Identities and Agency in Transition: moving from special school to further education.
Douglas, Anastasia Jane
Thesis or dissertation
University of Exeter
This thesis draws on the experiences of 21 young people transitioning from a special school for students with labels of moderate learning difficulty, to further education college. Taking a disability studies approach, that is, viewing disability as a social and political response to human diversity, I examine some social processes through which student identity and agency meanings may be negotiated during transition. Times of change offer circumstances of opportunity in which new identity and agency meanings may be improvised and tested in various forms. Some students found emergent ways to subvert and transgress expectations, given the different labels applied to them.
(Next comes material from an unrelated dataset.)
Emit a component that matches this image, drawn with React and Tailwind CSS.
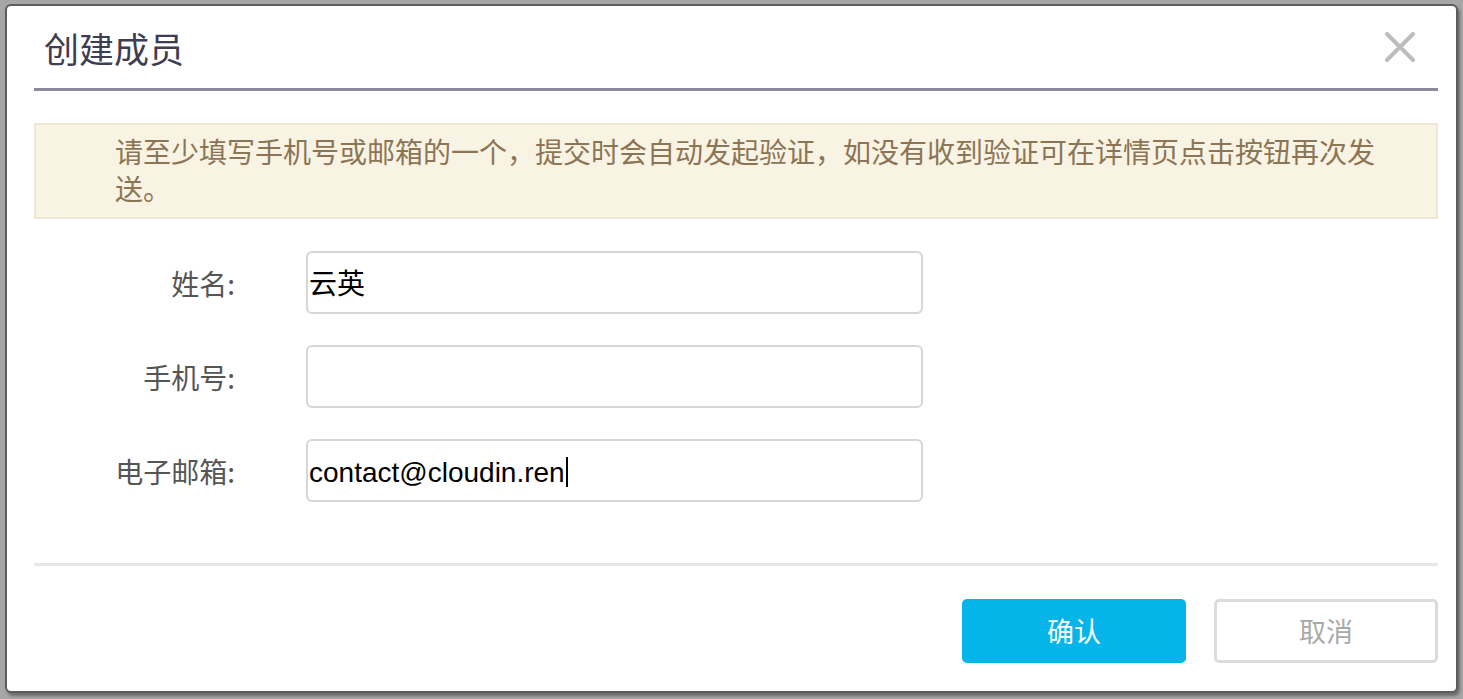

Transition, with its focus on future change, offers limbic moments which appear to support situations for such opportunistic transgression. Of particular interest are the environments and circumstances that support or promote broadening of identity and agency options, because an understanding of these may enable the engineering of such situations. Whilst the students were transitioning to college, my own researcher subjectivities and understandings of ‘knowledge’ were also in flux. I describe the considerable influence these changes had on the research processes and my understandings of identity and agency. I propose that identity and agency meanings, whilst fluid and ever-changing, are linked with particular people and situated in particular social sites. With this in mind, and as a provocation to new ways of thinking I discuss foundation level further education as an ethical project, envisaging circumstances that may support and promote broader, more positive opportunities for identity and agency negotiations amongst young people with labels of learning disability. In this context, further education is re-imagined as an opportunity for potential empowerment, repositioning learning disabled students as agents of social change.